* Exercise aim
Using the material that follows, identify and copy each line with the string "this".

* Input data
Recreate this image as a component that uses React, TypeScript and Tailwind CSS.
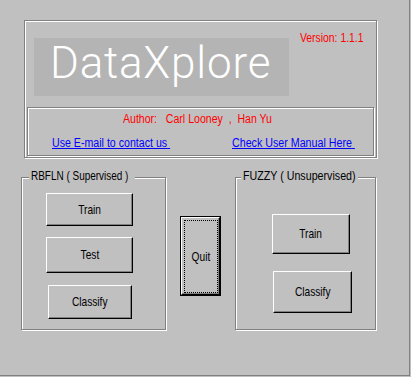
--
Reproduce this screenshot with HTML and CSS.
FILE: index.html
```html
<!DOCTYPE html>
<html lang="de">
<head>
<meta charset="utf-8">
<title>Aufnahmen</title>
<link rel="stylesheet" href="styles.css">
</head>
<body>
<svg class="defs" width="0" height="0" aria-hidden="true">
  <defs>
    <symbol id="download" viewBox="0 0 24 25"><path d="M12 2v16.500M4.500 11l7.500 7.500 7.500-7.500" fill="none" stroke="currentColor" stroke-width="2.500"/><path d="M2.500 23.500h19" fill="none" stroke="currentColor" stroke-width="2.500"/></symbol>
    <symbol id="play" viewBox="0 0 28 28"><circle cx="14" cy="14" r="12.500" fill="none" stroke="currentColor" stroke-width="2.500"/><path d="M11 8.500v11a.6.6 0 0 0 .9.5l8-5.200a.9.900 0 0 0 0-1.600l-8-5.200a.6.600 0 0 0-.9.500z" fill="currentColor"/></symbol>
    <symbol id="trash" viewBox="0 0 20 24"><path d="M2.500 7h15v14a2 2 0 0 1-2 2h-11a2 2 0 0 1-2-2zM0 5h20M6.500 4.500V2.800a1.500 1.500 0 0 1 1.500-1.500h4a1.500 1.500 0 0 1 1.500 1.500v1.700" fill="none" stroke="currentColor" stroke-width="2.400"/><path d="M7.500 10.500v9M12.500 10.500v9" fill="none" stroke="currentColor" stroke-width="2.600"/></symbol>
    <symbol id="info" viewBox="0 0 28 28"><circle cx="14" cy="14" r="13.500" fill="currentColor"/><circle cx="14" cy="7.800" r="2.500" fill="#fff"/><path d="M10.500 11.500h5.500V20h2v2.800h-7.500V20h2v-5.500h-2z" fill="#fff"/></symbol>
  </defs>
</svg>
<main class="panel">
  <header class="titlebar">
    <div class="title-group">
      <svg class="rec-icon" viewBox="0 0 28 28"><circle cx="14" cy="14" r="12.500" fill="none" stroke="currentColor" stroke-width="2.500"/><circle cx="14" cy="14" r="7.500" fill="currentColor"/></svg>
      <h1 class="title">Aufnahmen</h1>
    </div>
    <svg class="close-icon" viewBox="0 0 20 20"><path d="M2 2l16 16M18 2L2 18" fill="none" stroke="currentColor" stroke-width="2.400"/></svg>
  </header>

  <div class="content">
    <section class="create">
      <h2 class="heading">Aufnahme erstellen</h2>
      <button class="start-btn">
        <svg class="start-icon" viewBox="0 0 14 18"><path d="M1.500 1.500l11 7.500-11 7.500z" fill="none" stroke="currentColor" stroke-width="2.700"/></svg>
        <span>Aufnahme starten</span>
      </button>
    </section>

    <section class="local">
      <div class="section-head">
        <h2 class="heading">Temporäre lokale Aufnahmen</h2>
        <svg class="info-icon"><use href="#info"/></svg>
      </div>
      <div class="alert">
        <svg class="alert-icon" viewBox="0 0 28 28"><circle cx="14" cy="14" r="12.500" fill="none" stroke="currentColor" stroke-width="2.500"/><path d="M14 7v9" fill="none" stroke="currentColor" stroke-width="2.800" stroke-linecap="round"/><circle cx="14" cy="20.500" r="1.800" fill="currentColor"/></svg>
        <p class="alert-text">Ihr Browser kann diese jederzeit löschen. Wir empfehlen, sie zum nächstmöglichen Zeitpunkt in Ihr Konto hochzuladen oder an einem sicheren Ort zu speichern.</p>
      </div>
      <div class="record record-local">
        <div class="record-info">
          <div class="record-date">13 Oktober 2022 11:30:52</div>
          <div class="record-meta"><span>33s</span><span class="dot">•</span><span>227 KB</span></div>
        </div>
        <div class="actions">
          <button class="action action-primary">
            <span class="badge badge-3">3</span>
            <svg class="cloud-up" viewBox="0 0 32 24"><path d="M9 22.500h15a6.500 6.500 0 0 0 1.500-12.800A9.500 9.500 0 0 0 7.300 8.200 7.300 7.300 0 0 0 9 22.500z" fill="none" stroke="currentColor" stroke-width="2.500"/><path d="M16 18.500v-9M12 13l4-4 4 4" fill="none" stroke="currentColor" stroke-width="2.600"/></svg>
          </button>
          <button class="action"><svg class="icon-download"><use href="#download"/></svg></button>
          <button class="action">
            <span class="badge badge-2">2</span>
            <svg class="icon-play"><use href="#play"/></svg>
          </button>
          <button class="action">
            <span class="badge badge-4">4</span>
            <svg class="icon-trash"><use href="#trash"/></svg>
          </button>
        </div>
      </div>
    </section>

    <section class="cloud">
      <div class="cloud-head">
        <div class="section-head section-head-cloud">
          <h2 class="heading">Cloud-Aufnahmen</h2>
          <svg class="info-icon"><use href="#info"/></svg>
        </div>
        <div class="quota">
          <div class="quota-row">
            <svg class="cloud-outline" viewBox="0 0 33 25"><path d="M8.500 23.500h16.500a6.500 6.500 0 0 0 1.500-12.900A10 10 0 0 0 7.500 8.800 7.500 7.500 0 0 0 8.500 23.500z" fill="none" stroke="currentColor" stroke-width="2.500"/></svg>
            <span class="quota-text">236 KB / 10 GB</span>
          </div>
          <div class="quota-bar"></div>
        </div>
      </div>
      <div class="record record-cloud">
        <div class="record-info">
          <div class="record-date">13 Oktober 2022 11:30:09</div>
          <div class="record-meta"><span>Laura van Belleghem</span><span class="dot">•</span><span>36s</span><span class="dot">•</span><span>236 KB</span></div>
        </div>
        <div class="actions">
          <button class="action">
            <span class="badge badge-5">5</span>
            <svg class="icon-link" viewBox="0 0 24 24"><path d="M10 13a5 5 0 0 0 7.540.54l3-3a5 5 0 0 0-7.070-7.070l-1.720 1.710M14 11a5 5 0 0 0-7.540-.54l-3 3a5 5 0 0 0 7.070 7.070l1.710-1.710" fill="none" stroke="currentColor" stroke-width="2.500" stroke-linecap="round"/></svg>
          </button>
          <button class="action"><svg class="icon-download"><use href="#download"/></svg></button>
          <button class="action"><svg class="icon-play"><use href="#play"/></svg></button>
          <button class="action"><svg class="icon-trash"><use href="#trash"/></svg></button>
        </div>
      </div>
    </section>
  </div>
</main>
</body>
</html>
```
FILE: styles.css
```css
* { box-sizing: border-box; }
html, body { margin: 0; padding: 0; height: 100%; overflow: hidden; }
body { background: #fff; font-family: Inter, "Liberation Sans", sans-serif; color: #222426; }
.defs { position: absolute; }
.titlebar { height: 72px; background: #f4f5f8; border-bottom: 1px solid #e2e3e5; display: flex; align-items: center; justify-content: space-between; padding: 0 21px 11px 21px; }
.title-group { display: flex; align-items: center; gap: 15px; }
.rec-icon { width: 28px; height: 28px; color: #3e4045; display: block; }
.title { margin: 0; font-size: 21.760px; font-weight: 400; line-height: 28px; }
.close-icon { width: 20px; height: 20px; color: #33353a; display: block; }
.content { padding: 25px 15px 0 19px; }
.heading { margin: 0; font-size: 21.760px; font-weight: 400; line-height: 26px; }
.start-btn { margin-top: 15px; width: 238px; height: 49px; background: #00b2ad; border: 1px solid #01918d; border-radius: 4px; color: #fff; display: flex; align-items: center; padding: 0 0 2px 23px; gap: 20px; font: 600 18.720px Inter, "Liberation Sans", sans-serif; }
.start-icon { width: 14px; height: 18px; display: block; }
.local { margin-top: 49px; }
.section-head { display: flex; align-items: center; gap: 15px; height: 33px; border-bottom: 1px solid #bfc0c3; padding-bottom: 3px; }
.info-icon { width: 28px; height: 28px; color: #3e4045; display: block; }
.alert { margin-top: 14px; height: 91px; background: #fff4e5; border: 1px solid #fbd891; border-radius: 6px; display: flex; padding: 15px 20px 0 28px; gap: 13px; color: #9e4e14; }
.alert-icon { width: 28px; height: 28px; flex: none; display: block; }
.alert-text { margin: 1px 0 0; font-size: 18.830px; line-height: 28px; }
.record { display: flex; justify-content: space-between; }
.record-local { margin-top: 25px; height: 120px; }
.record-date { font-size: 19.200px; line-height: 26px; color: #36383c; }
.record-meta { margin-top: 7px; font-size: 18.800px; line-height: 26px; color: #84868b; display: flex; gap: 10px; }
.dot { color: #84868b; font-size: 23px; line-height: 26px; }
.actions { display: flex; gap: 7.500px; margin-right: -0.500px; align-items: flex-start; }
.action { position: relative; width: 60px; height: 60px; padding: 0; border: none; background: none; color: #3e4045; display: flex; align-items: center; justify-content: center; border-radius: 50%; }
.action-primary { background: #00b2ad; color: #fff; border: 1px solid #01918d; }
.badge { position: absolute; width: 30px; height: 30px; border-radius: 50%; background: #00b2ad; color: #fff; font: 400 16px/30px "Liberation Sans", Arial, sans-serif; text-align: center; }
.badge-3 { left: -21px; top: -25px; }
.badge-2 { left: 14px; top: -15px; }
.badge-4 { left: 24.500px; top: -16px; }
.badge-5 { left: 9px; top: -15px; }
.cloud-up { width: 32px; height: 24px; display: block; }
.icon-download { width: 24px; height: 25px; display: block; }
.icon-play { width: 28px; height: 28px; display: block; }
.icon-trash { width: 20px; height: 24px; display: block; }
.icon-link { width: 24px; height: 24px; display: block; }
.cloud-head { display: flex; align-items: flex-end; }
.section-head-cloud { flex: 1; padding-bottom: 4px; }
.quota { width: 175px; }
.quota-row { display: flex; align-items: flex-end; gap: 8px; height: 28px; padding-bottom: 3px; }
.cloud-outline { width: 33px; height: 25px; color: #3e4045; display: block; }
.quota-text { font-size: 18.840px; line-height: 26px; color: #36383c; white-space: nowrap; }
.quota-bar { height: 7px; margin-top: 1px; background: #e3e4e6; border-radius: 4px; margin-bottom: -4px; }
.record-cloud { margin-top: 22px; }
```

* Written solution
Recreate this image as a component that uses React, TypeScript and Tailwind CSS.
Reproduce this screenshot with HTML and CSS.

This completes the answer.